I do agree that state is a challenge, but Docker at least pushes people
towards being explicit about state rather than leaving data all over the
place.

------
KaiserPro
Of course this doesn't weigh up the cost man hours needed to port it....

The reason why shoving legacy apps into VMs was/is so compelling was because
it required little work, and gave you great things (like easy backup, point in
time recovery, stop-the-world stepping, cloning for dev environments etc,
lower running costs)

porting something effectively to containers will in a large number of
circumstances require effort to make networking usable. Programming time is
expensive. Testing is expensive.

What does containerising actually give you for a legacy app? Will it give you
HA? (not unless its capable already) will it give you painfree backups? (well
depends how you map and manage your volumes)

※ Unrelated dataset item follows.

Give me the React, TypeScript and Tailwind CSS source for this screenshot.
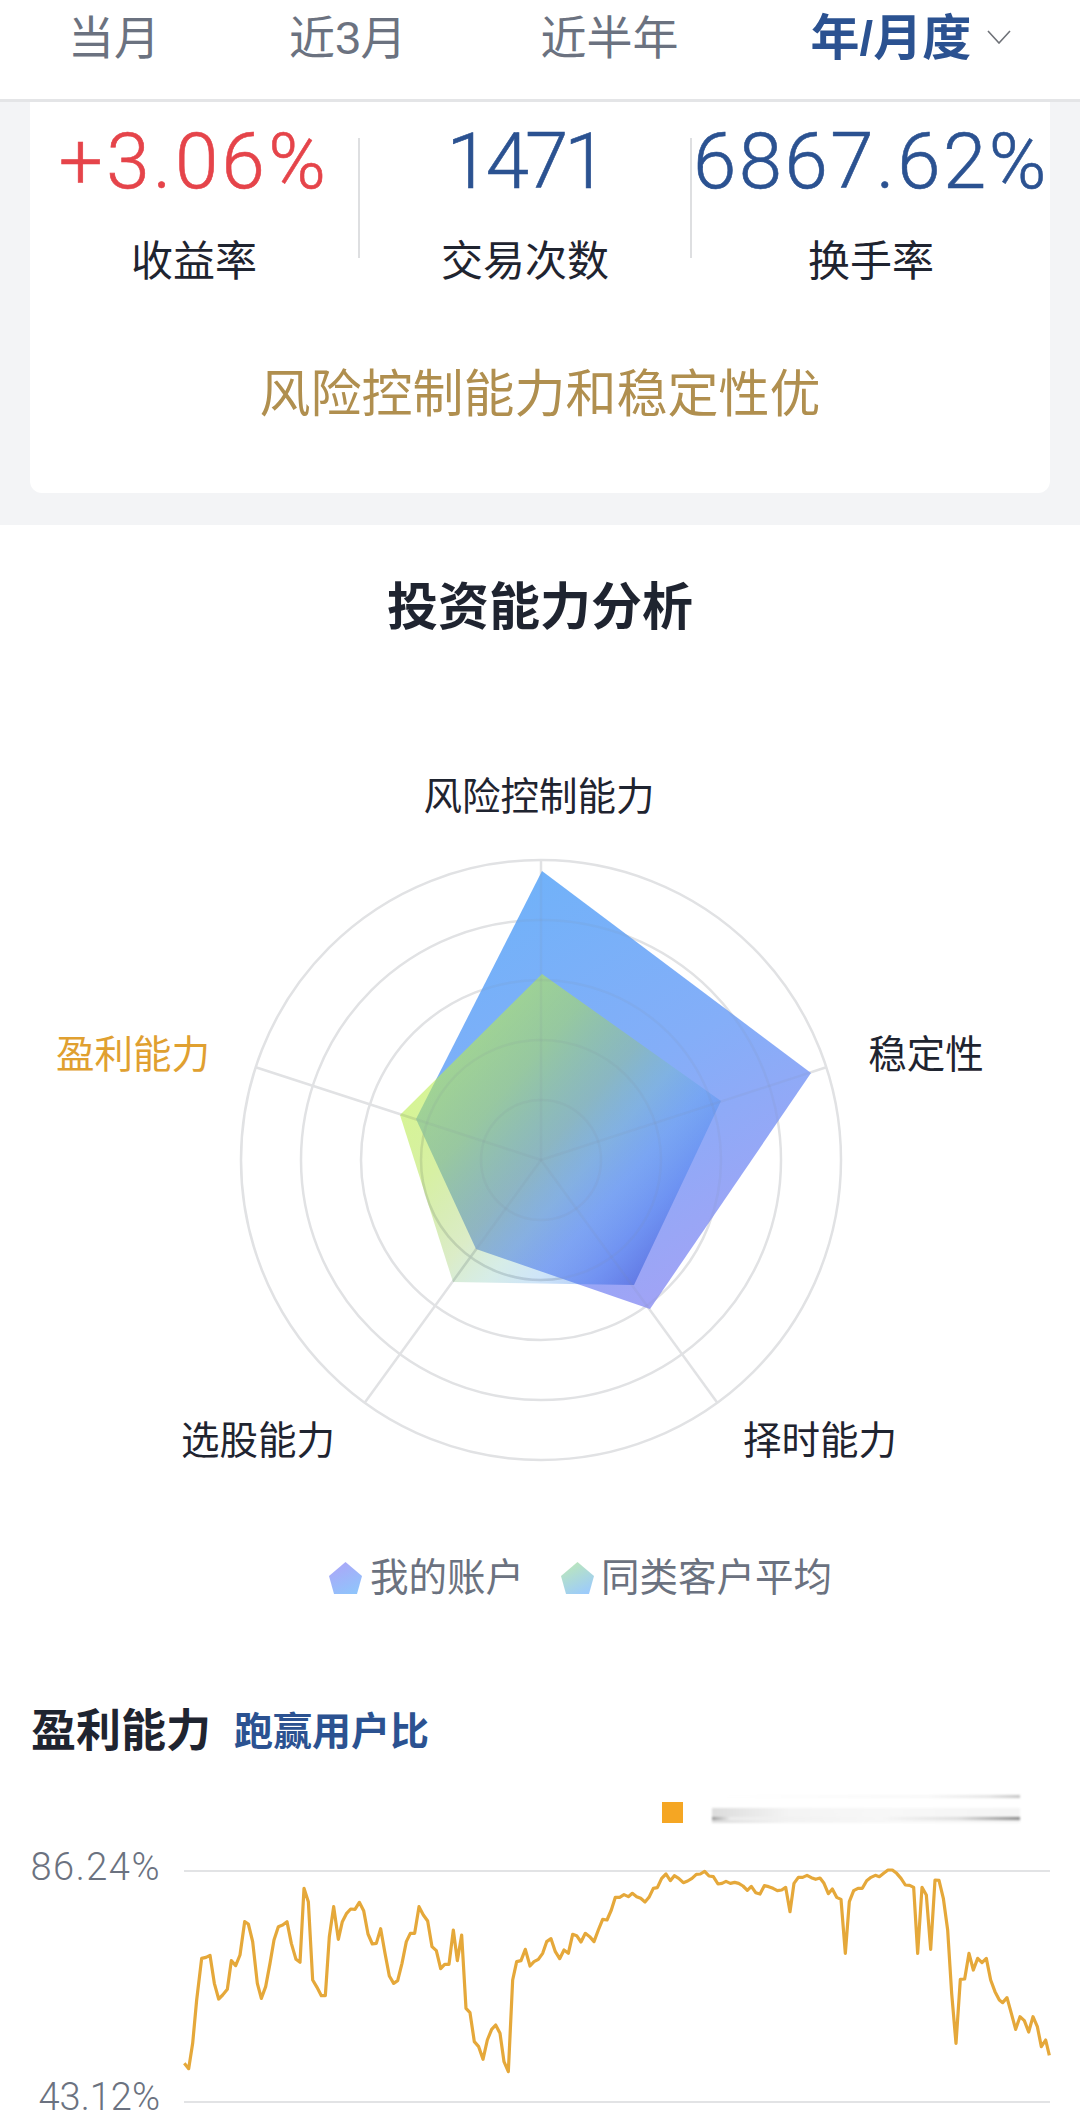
const zoomA = [[43,730],[56,746],[68,670],[80,540],[95,415],[108,412],[120,406],[133,490],[146,537],[158,525],[172,508],[184,422],[197,437],[210,405],[224,305],[235,312],[248,365],[262,490],[274,535],[287,500],[300,430],[312,360],[325,320],[338,315],[351,305],[364,370],[378,418],[390,427],[402,205],[415,245],[428,480],[441,502],[454,527],[466,527],[478,350],[491,260],[505,358],[517,305],[530,280],[542,267],[555,268],[568,247],[581,272],[594,342],[607,372],[619,370],[632,326],[645,400],[658,468],[671,490],[683,482],[696,430],[709,365],[721,340],[734,340],[747,260],[760,285],[773,303],[786,380],[799,392],[812,446],[824,433],[837,433],[850,330],[862,422],[875,345],[888,565],[900,578],[913,665],[926,680],[939,718],[952,660],[965,628],[977,615],[990,640],[1002,725],[1015,755],[1028,480],[1040,425],[1053,422],[1066,388],[1080,438],[1092,425],[1105,418],[1118,400],[1130,365],[1143,356],[1156,395],[1169,416],[1182,390],[1195,400],[1208,343],[1220,347],[1233,366],[1246,340],[1259,350],[1272,365],[1285,330],[1298,298],[1311,300],[1324,270],[1336,232],[1349,232],[1362,224]];
const zoomB = [[25,230],[37,220],[50,230],[62,235],[75,246],[87,232],[100,205],[112,203],[125,175],[138,162],[151,182],[163,167],[176,175],[190,188],[203,183],[216,175],[229,163],[241,162],[254,154],[267,168],[280,170],[294,192],[306,190],[318,184],[331,190],[344,187],[356,190],[369,198],[382,211],[394,199],[407,218],[420,222],[433,197],[446,200],[459,205],[472,212],[485,210],[497,202],[510,275],[522,190],[535,172],[548,172],[561,166],[574,173],[587,178],[600,174],[612,190],[625,221],[637,207],[650,232],[663,238],[676,400],[688,245],[701,212],[714,205],[727,205],[740,182],[753,172],[766,166],[778,170],[791,160],[804,150],[817,150],[830,160],[843,175],[856,195],[869,196],[881,202],[893,400],[906,202],[919,225],[932,388],[945,180],[957,181],[970,235],[983,330],[995,520],[1008,670],[1021,478],[1034,477],[1047,400],[1060,450],[1073,415],[1086,428],[1099,415],[1112,480],[1125,515],[1138,540],[1148,548],[1161,533],[1174,580],[1187,628],[1200,590],[1213,602],[1226,636],[1239,590],[1252,620],[1264,680],[1277,660],[1288,706]];

// chart viewBox starts at x=170, y=1860
const linePoints = [
  ...zoomA.map(([x, y]) => `${x / 3},${y / 3 - 40}`),
  ...zoomB.map(([x, y]) => `${450 + x / 3},${y / 3 - 40}`),
].join(' ');

const tabs = [
  { label: '当月', className: 'ml-[68px]' },
  { label: '近3月', className: 'ml-[129px]' },
  { label: '近半年', className: 'ml-[134px]' },
];

const cx = 541;
const cy = 1160;
const spokes = [0, 72, 144, 216, 288].map((deg) => {
  const rad = (deg * Math.PI) / 180;
  return { x: cx + 300 * Math.sin(rad), y: cy - 300 * Math.cos(rad) };
});

const minePoints = '542,871 811,1073 650,1309 476,1249 416,1119';
const peerPoints = '542,974 721,1101 634,1285 453,1282 400,1115';

function Grid({ stroke, opacity }: { stroke: string; opacity: number }) {
  return (
    <g fill="none" stroke={stroke} strokeOpacity={opacity} strokeWidth="2.5">
      {[60, 120, 180, 240, 300].map((r) => (
        <circle key={r} cx={cx} cy={cy} r={r} />
      ))}
      {spokes.map((p) => (
        <line key={p.x} x1={cx} y1={cy} x2={p.x} y2={p.y} />
      ))}
    </g>
  );
}

function Radar() {
  return (
    <svg width="1080" height="740" viewBox="0 740 1080 740" className="block">
      <defs>
        <linearGradient id="mine" gradientUnits="userSpaceOnUse" x1="480" y1="880" x2="720" y2="1300">
          <stop offset="0" stopColor="#6fb2f9" />
          <stop offset="0.5" stopColor="#84aef8" />
          <stop offset="1" stopColor="#a4a2f5" />
        </linearGradient>
        <linearGradient id="peers" gradientUnits="userSpaceOnUse" x1="425" y1="1060" x2="665" y2="1270">
          <stop offset="0" stopColor="#bef050" stopOpacity="0.62" />
          <stop offset="0.25" stopColor="#afe148" stopOpacity="0.5" />
          <stop offset="0.47" stopColor="#96c85a" stopOpacity="0.34" />
          <stop offset="0.6" stopColor="#6ebeaa" stopOpacity="0.28" />
          <stop offset="0.72" stopColor="#3c96e6" stopOpacity="0.25" />
          <stop offset="0.85" stopColor="#286eeb" stopOpacity="0.35" />
          <stop offset="1" stopColor="#1e3cc8" stopOpacity="0.5" />
        </linearGradient>
        <clipPath id="shapes">
          <polygon points={minePoints} />
          <polygon points={peerPoints} />
        </clipPath>
      </defs>
      <Grid stroke="#e1e2e4" opacity={1} />
      <polygon points={minePoints} fill="url(#mine)" />
      <polygon points={peerPoints} fill="url(#peers)" />
      <g clipPath="url(#shapes)">
        <Grid stroke="#7f8a99" opacity={0.1} />
      </g>
      <g fontSize="38.5" fill="#1f2430">
        <text x="539" y="810" textAnchor="middle">风险控制能力</text>
        <text x="926" y="1068" textAnchor="middle">稳定性</text>
        <text x="133" y="1068" textAnchor="middle" fill="#e0a030">盈利能力</text>
        <text x="258" y="1454" textAnchor="middle">选股能力</text>
        <text x="820" y="1454" textAnchor="middle">择时能力</text>
      </g>
    </svg>
  );
}

function LegendIcon({ id, from, to }: { id: string; from: string; to: string }) {
  return (
    <svg width="33" height="32" viewBox="0 0 33 32" className="shrink-0">
      <defs>
        <linearGradient id={id} x1="0.2" y1="0" x2="0.7" y2="1">
          <stop offset="0" stopColor={from} />
          <stop offset="1" stopColor={to} />
        </linearGradient>
      </defs>
      <polygon points="16.5,0 33,14 28,32 5,32 0,14" fill={`url(#${id})`} />
    </svg>
  );
}

export default function App() {
  return (
    <div className="w-[1080px] h-[2120px] overflow-hidden bg-white font-['Liberation_Sans','Noto_Sans_CJK_SC',sans-serif] text-[#1f2430]">
      {/* Tabs */}
      <div className="h-[102px] border-b-[3px] border-[#e4e5e7] flex items-start pt-[13px] text-[#6b7280] text-[46px] leading-[50px]">
        {tabs.map((t) => (
          <span key={t.label} className={t.className}>{t.label}</span>
        ))}
        <span className="ml-[132px] text-[49px] font-bold text-[#2b5291]">年/月度</span>
        <svg width="24" height="14" viewBox="0 0 24 14" className="ml-[16px] mt-[17px]" fill="none" stroke="#6f7278" strokeWidth="1.6">
          <path d="M1 1 L12 13 L23 1" />
        </svg>
      </div>

      {/* Summary card */}
      <div className="h-[423px] bg-[#f3f4f6] px-[30px]">
        <div className="h-[391px] bg-white rounded-b-xl">
          <div className="flex items-start">
            <Stat width="w-[328px]" value="+3.06%" label="收益率" valueClass="text-[#e5444a] tracking-[3.4px]" />
            <div className="w-[2px] h-[120px] mt-[36px] bg-[#dedfe1]" />
            <Stat width="w-[330px]" value="1471" label="交易次数" valueClass="text-[#2b5291] tracking-[-4px]" />
            <div className="w-[2px] h-[120px] mt-[36px] bg-[#dedfe1]" />
            <Stat width="w-[358px]" value="6867.62%" label="换手率" valueClass="text-[#2b5291] tracking-[2.5px]" />
          </div>
          <p className="mt-[78px] text-center text-[51px] leading-[60px] text-[#b08f4f]">风险控制能力和稳定性优</p>
        </div>
      </div>

      {/* Radar */}
      <h2 className="mt-[53px] text-center text-[51px] leading-[60px] font-bold">投资能力分析</h2>
      <div className="mt-[102px]">
        <Radar />
      </div>

      <div className="mt-[73px] flex items-center h-[50px] pl-[329px] text-[38.5px] leading-[50px] text-[#6b7280]">
        <LegendIcon id="legendMine" from="#aca6f8" to="#90c4fb" />
        <span className="ml-[8px]">我的账户</span>
        <span className="ml-[37px]"><LegendIcon id="legendPeers" from="#bde8b8" to="#9ccbfb" /></span>
        <span className="ml-[7px]">同类客户平均</span>
      </div>

      {/* Profit chart */}
      <div className="mt-[99px] flex items-center h-[60px] pl-[31px]">
        <h3 className="text-[45px] leading-[60px] font-bold">盈利能力</h3>
        <span className="ml-[23px] text-[39px] leading-[60px] font-bold text-[#2b5291]">跑赢用户比</span>
      </div>

      <div className="mt-[33px] flex items-end h-[28px] pl-[662px]">
        <div className="w-[21px] h-[21px] bg-[#f5a623]" />
        <div className="ml-[29px] w-[308px] h-[28px] blur-[1px]">
          <div className="h-[3px] bg-[linear-gradient(90deg,#fff_0,#f8f8f8_70%,#e4e4e4_90%,#c4c4c4_100%)]" />
          <div className="mt-[10px] h-[15px] pt-[9px] bg-[linear-gradient(90deg,#dcdcdc_0,#f4f4f4_25%,#f8f8f8_60%,#f4f4f4_100%)]">
            <div className="h-[3px] bg-[linear-gradient(90deg,#999_0,#eee_6%,#f7f7f7_55%,#ddd_80%,#8a8a8a_100%)]" />
          </div>
        </div>
      </div>

      <div className="relative mt-[37px] h-[260px]">
        <span className="absolute right-[919px] top-[-13px] text-[38px] leading-[40px] tracking-[1.5px] font-['Roboto'] font-light text-[#6b7280]">86.24%</span>
        <span className="absolute right-[920px] top-[217px] text-[38px] leading-[40px] font-['Roboto'] font-light text-[#6b7280]">43.12%</span>
        <svg width="910" height="260" viewBox="170 0 910 260" className="absolute left-[170px] top-0">
          <line x1="184" y1="11" x2="1050" y2="11" stroke="#e2e3e5" strokeWidth="2" />
          <line x1="184" y1="242" x2="1050" y2="242" stroke="#e2e3e5" strokeWidth="2" />
          <g transform="translate(170 0)">
            <polyline points={linePoints} fill="none" stroke="#e5a83a" strokeWidth="3.2" strokeLinejoin="round" />
          </g>
        </svg>
      </div>
    </div>
  );
}

function Stat({ width, value, label, valueClass }: { width: string; value: string; label: string; valueClass: string }) {
  return (
    <div className={`${width} text-center`}>
      <div className={`mt-[21px] text-[78px] leading-[78px] font-['Roboto'] font-light [-webkit-text-stroke:0.6px_currentColor] ${valueClass}`}>{value}</div>
      <div className="mt-[36px] text-[42px] leading-[50px]">{label}</div>
    </div>
  );
}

Just hoover it up into a VM, set it, and forget it. It'll be much cheaper in
the long term.

------
mysticlabs
Have you heard of [http://Stratus5.com](http://Stratus5.com) ?

This is one of the companies I've been working with. We've built a container
aggregation and automation platform for this exact use-case.

We can take pretty much any application, new, or legacy, wrap it in a
container, and then automate all the business services required to turn it
into a trial-upsell cloud service.

------
trhway
> Most legacy apps in their original states are far from being microservice-
> oriented.

an understatement of the year, especially when it comes to transactional ones,
which a lot of legacy ones are. Distributed transactions across microservices
... sounds delightful, almost like CORBA dist transactions.